February 24, 201313 yr Hi guys, I've been running 5.0rc4 for awhile without any disk issues. Upgraded to rc11 yesterday and on the first reboot got a red ball on one of my disks that had an error count of 120. I'm reasonably confident that there are no issues with the disk so I tried to re-enable it following instructions I found in the FAQ http://lime-technology.com/wiki/index.php/FAQ#How_do_I_re-enable_a_failed_disk.3F Unfortunately when I start the array for the final time the disk goes back to a red ball and I don't get the option of running a parity check. Is there anything I can do to re-enable the disk and run a parity check? Thanks.

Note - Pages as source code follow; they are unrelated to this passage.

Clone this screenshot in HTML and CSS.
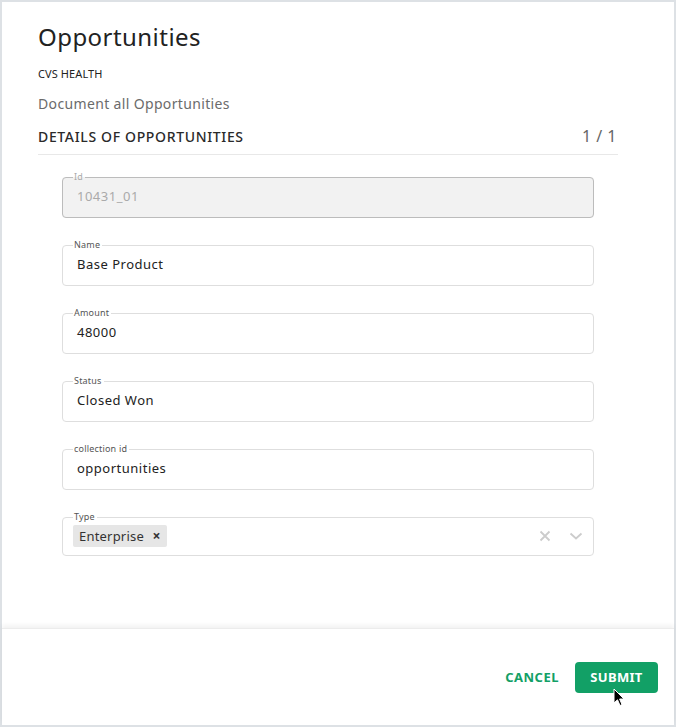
FILE: index.html
```html
<!DOCTYPE html>
<html>
<head>
<meta charset="utf-8">
<link rel="stylesheet" href="styles.css">
</head>
<body>
<div class="panel">
  <div class="content">
    <h1 class="title">Opportunities</h1>
    <div class="org">CVS HEALTH</div>
    <div class="desc">Document all Opportunities</div>
    <div class="section-head">
      <span class="section-title">DETAILS OF OPPORTUNITIES</span>
      <span class="pager">1 / 1</span>
    </div>
    <div class="fields">
      <fieldset class="field disabled"><legend>Id</legend><div class="value">10431_01</div></fieldset>
      <fieldset class="field"><legend>Name</legend><div class="value">Base Product</div></fieldset>
      <fieldset class="field"><legend>Amount</legend><div class="value">48000</div></fieldset>
      <fieldset class="field"><legend>Status</legend><div class="value">Closed Won</div></fieldset>
      <fieldset class="field"><legend>collection id</legend><div class="value">opportunities</div></fieldset>
      <fieldset class="field select"><legend>Type</legend>
        <div class="select-row">
          <span class="chip">Enterprise <span class="chip-x">×</span></span>
          <span class="indicators">
            <svg width="12" height="12" viewBox="0 0 12 12"><path d="M1.5 1.5 L10.5 10.5 M10.5 1.5 L1.5 10.5" stroke="#cccccc" stroke-width="1.8" fill="none"/></svg>
            <svg width="14" height="10" viewBox="0 0 14 10"><path d="M1.5 2.5 L7 7.5 L12.5 2.5" stroke="#cccccc" stroke-width="1.8" fill="none"/></svg>
          </span>
        </div>
      </fieldset>
    </div>
  </div>
  <div class="footer">
    <button class="btn-cancel">CANCEL</button>
    <button class="btn-submit">SUBMIT</button>
    <svg class="cursor" width="14" height="20" viewBox="0 0 14 20"><path d="M1 1 L1 15 L4.5 11.8 L7 17.5 L9 16.6 L6.6 11 L11 11 Z" fill="#000" stroke="#fff" stroke-width="1"/></svg>
  </div>
</div>
</body>
</html>
```
FILE: styles.css
```css
html, body { margin: 0; padding: 0; }
body {
  background: #dde1e5;
  font-family: "Noto Sans", "DejaVu Sans", sans-serif;
  color: #222;
  width: 676px;
  height: 727px;
  padding: 2px;
  box-sizing: border-box;
}
.panel {
  background: #fff;
  width: 672px;
  height: 723px;
  display: flex;
  flex-direction: column;
}
.content {
  height: 626px;
  padding: 0 56px 0 36px;
  box-sizing: border-box;
}
.title {
  margin: 18px 0 0 0;
  font-size: 24px;
  font-weight: 400;
  line-height: 34px;
  color: #222;
  letter-spacing: 0.45px;
}
.org {
  font-size: 11px;
  margin-top: 12px;
  line-height: 15px;
  color: #222;
  letter-spacing: 0.1px;
}
.desc {
  font-size: 14px;
  color: #6b6b6b;
  margin-top: 13px;
  line-height: 20px;
  letter-spacing: 0.35px;
}
.section-head {
  margin-top: 10px;
  display: flex;
  justify-content: space-between;
  align-items: center;
  border-bottom: 1px solid #e8e8e8;
  padding-bottom: 6px;
  height: 24px;
}
.section-title {
  font-size: 14px;
  font-weight: 500;
  color: #2a2a2a;
  letter-spacing: 0.65px;
}
.pager {
  font-size: 16px;
  color: #666;
  margin-right: 1px;
  letter-spacing: 0.5px;
}
.fields {
  padding: 17px 24px 0 24px;
  display: flex;
  flex-direction: column;
  gap: 22px;
}
.field {
  margin: 0;
  border: 1px solid #dedede;
  border-radius: 4px;
  padding: 0 14px 0 10px;
  height: 46px;
  box-sizing: border-box;
  min-width: 0;
}
.field legend {
  font-size: 9px;
  color: #555;
  padding: 0 2px 0 1px;
  margin-left: 0;
  line-height: 10px;
  letter-spacing: 0.2px;
}
.field .value {
  font-size: 13px;
  color: #222;
  padding-left: 4px;
  line-height: 20px;
  margin-top: 4px;
  letter-spacing: 0.5px;
}
.field.disabled {
  background: #f2f2f2;
  border-color: #bcbcbc;
}
.field.disabled legend { color: #aaa; }
.field.disabled .value { color: #aaa; }
.field.select {
  height: 44px;
  padding-right: 8px;
}
.select-row {
  display: flex;
  justify-content: space-between;
  align-items: center;
  margin-top: 3px;
}
.chip {
  background: #e6e6e6;
  border-radius: 2px;
  font-size: 13px;
  color: #333;
  padding: 2px 6px 2px 6px;
  line-height: 18px;
  letter-spacing: 0.2px;
}
.chip-x {
  font-size: 14px;
  font-weight: 700;
  margin-left: 5px;
  color: #333;
}
.indicators {
  display: flex;
  align-items: center;
  gap: 18px;
  padding-right: 2px;
}
.footer {
  position: relative;
  height: 97px;
  box-shadow: 0 -3px 4px rgba(0,0,0,0.05);
  border-top: 1px solid #ececec;
  display: flex;
  justify-content: flex-end;
  align-items: center;
  padding-right: 16px;
  gap: 16px;
  box-sizing: border-box;
}
.btn-cancel {
  background: none;
  border: none;
  color: #13a066;
  font-family: inherit;
  font-size: 13px;
  font-weight: 700;
  letter-spacing: 0.5px;
  padding: 0;
}
.btn-submit {
  background: #12a066;
  border: none;
  color: #fff;
  border-radius: 4px;
  font-family: inherit;
  font-size: 13px;
  font-weight: 700;
  width: 83px;
  height: 31px;
  letter-spacing: 0.3px;
}
.cursor {
  position: absolute;
  left: 611px;
  top: 59px;
}
```
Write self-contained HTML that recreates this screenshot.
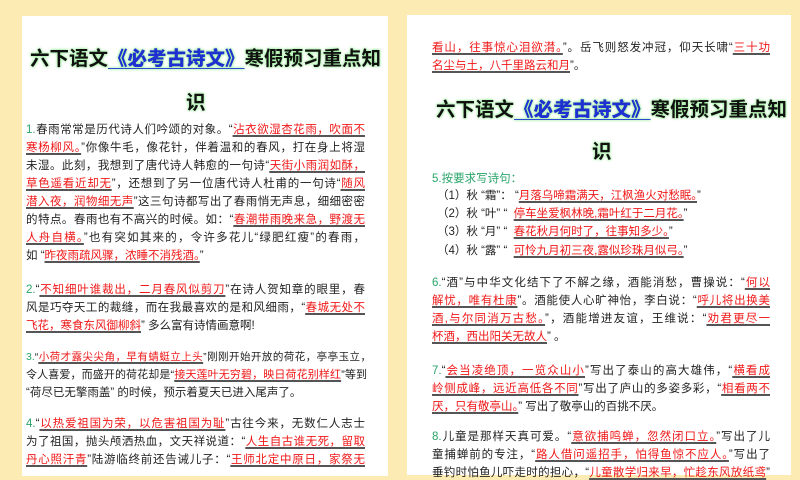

February 24, 201313 yr The drive is removed from service when a "write" to it fails. Unless you did something to fix the cause of the failure, it will fail in exactly the same way when you next write to it. odds are the disk is defective OR the power OR data cable to it is defective OR the power OR data cable to it is loose OR the disk controller is it attached to is defective, or the drive tray it is in is loose and not making a good connection to the backplane, or the backplane is defective or the power supply is unable to supply the total load of the disks and that one disk is most sensitive to the poor voltage regulation.. You can A. see if the disk is detected by the BIOS when you power cycle the server B. can you get any output from hdparm -i /dev/sdX or smartcl -a /dev/sdX (If this only produces a few lines stating it cannot read the superblock, then the disk cannot communicate with the MB, for one of the above reasons)
February 24, 201313 yr Could it also be that the ReiserFS is corrupt? Maybe a reiserfsck will tell? no, as that would not make a subsequent "write" fail and take the disk out of service once more. Now, the file system might be corrupted as a result of the failed write to the physical data disk, but should be perfectly correct on the emulated disk. (in other words, the write to parity did not fail) for that reason, forcing the disk back into service by "trusting" it is really an invitation for file-system corruption. you know a write to the physical disk failed, and you are betting that whatever was being written was not important to either a file or the file-system. Honestly, the odds are not in your favor.
February 24, 201313 yr Author Thanks guys for the info, I ended up downgrading to my previous version of unraid and everything is working fine again. If there are write errors on the disk why does none of the SMART tests show a problem?